A good SaaS management strategy establishes a central digital workplace committee of multi-disciplinary business leaders who agree on what business applications are required to support their employees. This group provides a venue for department heads to flag their IT needs while allowing CIOs to decide whether the investment is necessary or if the requested functionality already exists in their tech stack and a targeted training will suffice.

The committee’s singular focus should be to deliver applications that are easy to use and help people with their day-to-day jobs. If an application requires unnecessary steps or processes, employees will push back. The only way to gain wholesale buy-in for new tools and apps is to make sure people need them. New business-critical applications must be better than the current options and easier to use.

IT must also do an excellent job of “marketing” new applications to earn broad employee application adoption. The digital workplace committee can communicate the benefits of the new applications related to the specific needs of their department. Pilot programs for the new application must also identify potential bugs or complications the app presents to a particular group or department. Done correctly, the digital workplace committee has a staunch group of supporters from the outset that can help troubleshoot issues and answer their peers’ questions.

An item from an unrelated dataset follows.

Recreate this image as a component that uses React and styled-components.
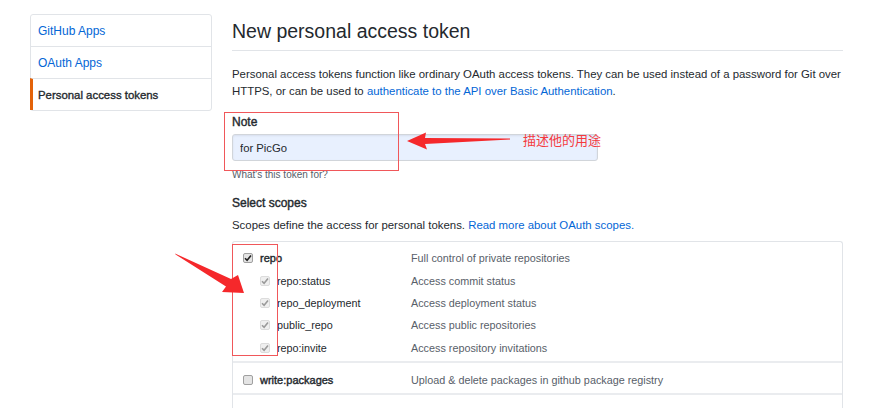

Now that businesses’ digital transformation sprint is over, it’s important that they lay the groundwork towards long-term SaaS and cloud application management. Enterprises must gain visibility into their cloud infrastructure to properly manage their cloud environment. Without it, it’s simply too easy for departments or individuals to derail sound SaaS management strategies. Many businesses are diligently working through the tech debt accumulated during their rapid shift to the cloud but, if managed correctly, that will be a short-term hurdle on the path towards enhanced business agility, reduced admin, and significant ROI.